The thing about Rankin's writing is that the city, Edinburgh, is a character in his stories. I love the history, the culture, and all the notes about the grittier side of the town. In this entry, we meet the city and Scotland at a difficult moment. The financial bust has hit the economy hard. Unemployment is up and even those who still have jobs are having a difficult time of it. Immigrants who had come to Scotland during boom times are finding that they are not quite as welcome now.

This is the atmosphere in which we find Malcolm Fox and his team in internal investigations wrapping up a big case against a cop who broke the rules but always "got results." Hmm...reminds one a bit of John Rebus. But Rebus always kept his honor even when he bent the rules. Glen Heaton had no honor. 

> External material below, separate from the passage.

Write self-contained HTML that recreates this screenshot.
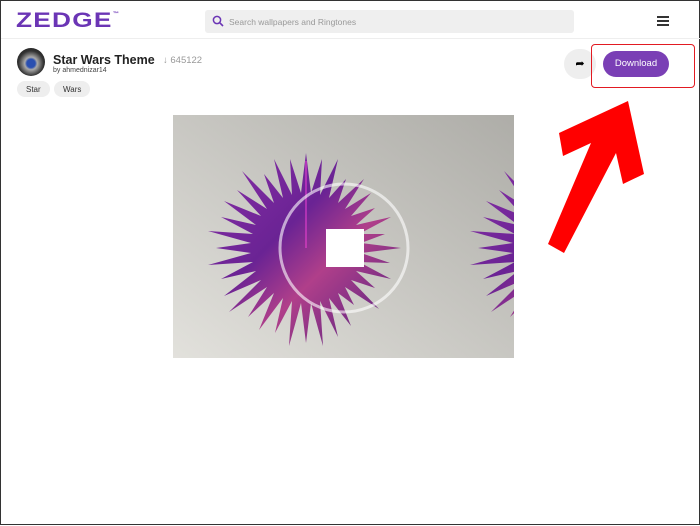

Heaton, though, had his admirers and supporters and it soon seems that one or more of them may have found a way to get back at Fox. He finds himself accused, along with a younger cop named Breck, of malfeasance. Both are suspended, with pay, and must find a way to clear themselves, while simultaneously investigating the murder of Fox's sister's life partner. Fox and Breck eventually figure out that there may be a connection between that murder, the apparent suicide of a local builder for whom the sister's lover worked, and their own suspensions. We follow them as they investigate and slowly unravel the ball of yarn leading to the final solution of the mysteries.

Malcolm Fox is a much different character than John Rebus, but they share some of the same tenacity and the same tendency sometimes to get it wrong before they get it right. But there's a "result" in the end.

Ian Rankin's police procedurals are just as sharply written and engaging as ever. I look forward to getting to know Malcolm Fox better.